A thought that took "4 days to think", was now a thought that I was capable of having. Now that I had space.
Without space, I lack the time, focus, and tools with which to follow a web of thoughts and feelings from A to B through Z. I can't step back and see how it hangs together in its entirety, nor how it should actually impact my choices. I end up with a closet of dreams going stale to chance upon occasionally and fret about until distracted.
Space allows the hints we encounter on the puzzle of life, the chance to actually impact who we are, and what we do with our limited time.
For myself, realising the extent to which I needed this in my life turned out to require a lot of space. This creates a pernicious dynamic, wherein a lack of space eats space.
Whenever I tell someone I took a month away just to stop and think, they respond:
"Wow! Yes! That sounds amazing, I really need to do something like that."
and I say "Well then, why don't you?"
to which they reply... "I'm too busy".
Even if taking a month to think is the most important thing one could be doing, it never happens if you're too busy to realise, schedule the time, and then protect that time from all intrusion.
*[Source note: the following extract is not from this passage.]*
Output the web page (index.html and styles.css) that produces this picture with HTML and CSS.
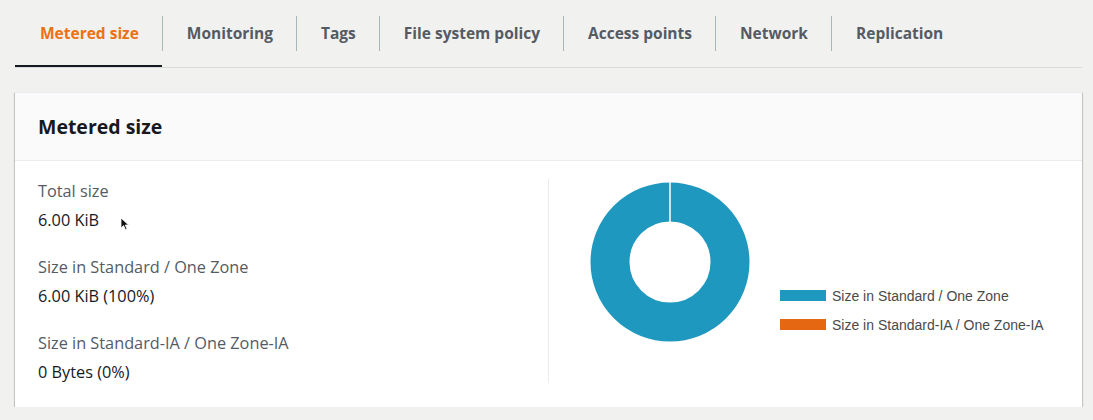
FILE: index.html
```html
<!DOCTYPE html>
<html>
<head>
<meta charset="utf-8">
<link rel="stylesheet" href="styles.css">
</head>
<body>
<div class="page">
  <div class="tabs">
    <div class="tab active"><span>Metered size</span></div>
    <div class="tab"><span>Monitoring</span></div>
    <div class="tab"><span>Tags</span></div>
    <div class="tab"><span>File system policy</span></div>
    <div class="tab"><span>Access points</span></div>
    <div class="tab"><span>Network</span></div>
    <div class="tab"><span>Replication</span></div>
  </div>
  <div class="card">
    <div class="card-header">Metered size</div>
    <div class="card-body">
      <div class="stats">
        <div class="stat">
          <div class="stat-label">Total size</div>
          <div class="stat-value">6.00 KiB</div>
        </div>
        <div class="stat">
          <div class="stat-label">Size in Standard / One Zone</div>
          <div class="stat-value">6.00 KiB (100%)</div>
        </div>
        <div class="stat">
          <div class="stat-label">Size in Standard-IA / One Zone-IA</div>
          <div class="stat-value">0 Bytes (0%)</div>
        </div>
        <svg class="cursor" width="10" height="14" viewBox="0 0 10 14">
          <path d="M1 1 L1 11 L3.6 8.6 L5.4 12.6 L7 11.9 L5.3 8 L8.6 8 Z" fill="#111" stroke="#fff" stroke-width="0.8"/>
        </svg>
      </div>
      <div class="chart">
        <svg class="donut" width="160" height="160" viewBox="0 0 160 160">
          <circle cx="80" cy="80" r="60" fill="none" stroke="#1f98c0" stroke-width="39"/>
          <line x1="80" y1="0" x2="80" y2="41" stroke="#ffffff" stroke-width="1.5"/>
        </svg>
        <div class="legend">
          <div class="legend-row"><span class="swatch blue"></span>Size in Standard / One Zone</div>
          <div class="legend-row"><span class="swatch orange"></span>Size in Standard-IA / One Zone-IA</div>
        </div>
      </div>
    </div>
  </div>
</div>
</body>
</html>
```
FILE: styles.css
```css
html, body {
  margin: 0;
  padding: 0;
  background: #f1f1ef;
}
body {
  font-family: "Open Sans", "Noto Sans", sans-serif;
  color: #16191f;
}
.page {
  padding: 0 11px 0 15px;
}
.tabs {
  display: flex;
  border-bottom: 1px solid #d5dbdb;
}
.tab {
  padding: 16px 0 14px;
  border-bottom: 2px solid transparent;
  font-weight: 700;
  font-size: 15.5px;
  color: #545b64;
}
.tab span {
  display: block;
  line-height: 35px;
  padding: 0 23px 0 24px;
  border-left: 1px solid #aab7b8;
}
.tab:first-child span {
  border-left: none;
  padding-left: 25px;
}
.tab.active {
  color: #ec7211;
  border-bottom-color: #16191f;
}
.card {
  margin-top: 24px;
  background: #ffffff;
  box-shadow: 0 1px 1px 0 rgba(0, 28, 36, 0.3), 1px 1px 1px 0 rgba(0, 28, 36, 0.15), -1px 1px 1px 0 rgba(0, 28, 36, 0.15);
  border-top: 1px solid #eaeded;
}
.card-header {
  background: #fafafa;
  border-bottom: 1px solid #eaeded;
  height: 67px;
  line-height: 67px;
  padding: 0 23px;
  font-size: 19.5px;
  font-weight: 700;
}
.card-body {
  display: flex;
  padding: 18px 0 24px;
}
.stats {
  position: relative;
  width: 510px;
  padding: 1px 0 0 23px;
  border-right: 1px solid #eaeded;
}
.stat {
  margin-bottom: 25px;
}
.stat:last-of-type {
  margin-bottom: 0;
}
.stat-label {
  font-size: 16.3px;
  line-height: 22px;
  color: #545b64;
}
.stat-value {
  margin-top: 7px;
  font-size: 16.3px;
  line-height: 22px;
  color: #16191f;
}
.cursor {
  position: absolute;
  left: 105px;
  top: 38px;
}
.chart {
  display: flex;
  align-items: flex-start;
  padding: 3px 0 0 41px;
}
.legend {
  margin: 99px 0 0 30px;
  font-family: "Liberation Sans", Arial, sans-serif;
  font-size: 14px;
  color: #4a4a4a;
}
.legend-row {
  display: flex;
  align-items: center;
  height: 29px;
  line-height: 20px;
}
.swatch {
  display: inline-block;
  width: 46px;
  height: 11px;
  margin-right: 6px;
}
.swatch.blue {
  background: #1f98c0;
}
.swatch.orange {
  background: #e66711;
}
```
I saw I could have spent years trying to find space in the margins of life to stop and think on what mattered, unable to have the 4-day thoughts required to realise just how badly I needed space in which to have 4-day thoughts.
However, the good news is that the inverse is also true. Space begets space.
With space to think I could see just how valuable that was, and take the opportunity to make the structural life choices needed to ensure I didn't lose it. I could design for myself an ongoing concentric rhythm of space, setting aside 20 minutes each morning, a week every month or two (I call this Space Camp), and a month every couple of years. Guaranteed time, scheduled in advance to stop sprinting for a moment, step back, and assess how things are progressing.
A quick word of warning, if you plan on taking a dose of space you may experience some if not all of the following side effects:
Thrashing is when a computer is so overwhelmed, the overhead to manage the overwhelm becomes an increasing part of the problem, leading to a feedback loop of task switching and stalled progress. This can happen when I take space, and let everything I've not been thinking about out of the hard basket at once.
An interesting idea can be akin to finding a light. It's illuminating, it's warm, and there's a sense it leads somewhere interesting. Flickering is what happens when you follow a set of bright ideas (perhaps even around the world) and the light just all of a sudden goes out. This can feel profoundly disorientating, to have a strong sense of purpose and meaning lead you into the woods and then just vanish.
Entrepreneurial dissonance is the delta between how I predicted pursuing a vision would feel, and the reality of it. This can happen when I take steps on a project and experience Thrashing or Flickering, but can also be a product of practical setbacks, disagreement in teams, or realising I had an incomplete idea of what executing the vision would involve.
If you've taken space (or undertaken any project with uncertainty really) and feel this way, know that it's normal. It doesn't mean you're not cut out for it, or you're on the wrong track. All it just means you're exploring the unknown, and this is good news! For the unknown is where the treasure tends to be.
Inevitably after writing everything down and getting a good night's sleep or five; the lights come back on, the thrashing settles down, and ways forward begin suggesting themselves.
So, to sum.
Once I gave myself space to think, all I could think about for days on end was oh man... having space to think is really fucking important.
I saw a lack of space eats space, and while I had it, I had to figure out how to ensure I didn't lose it. It is for this reason that every morning I perform a peculiar ritual.
I place a leaf between my lips, sit at my desk, and read "mnestic.txt" a word at a time with as great a care as I can manage.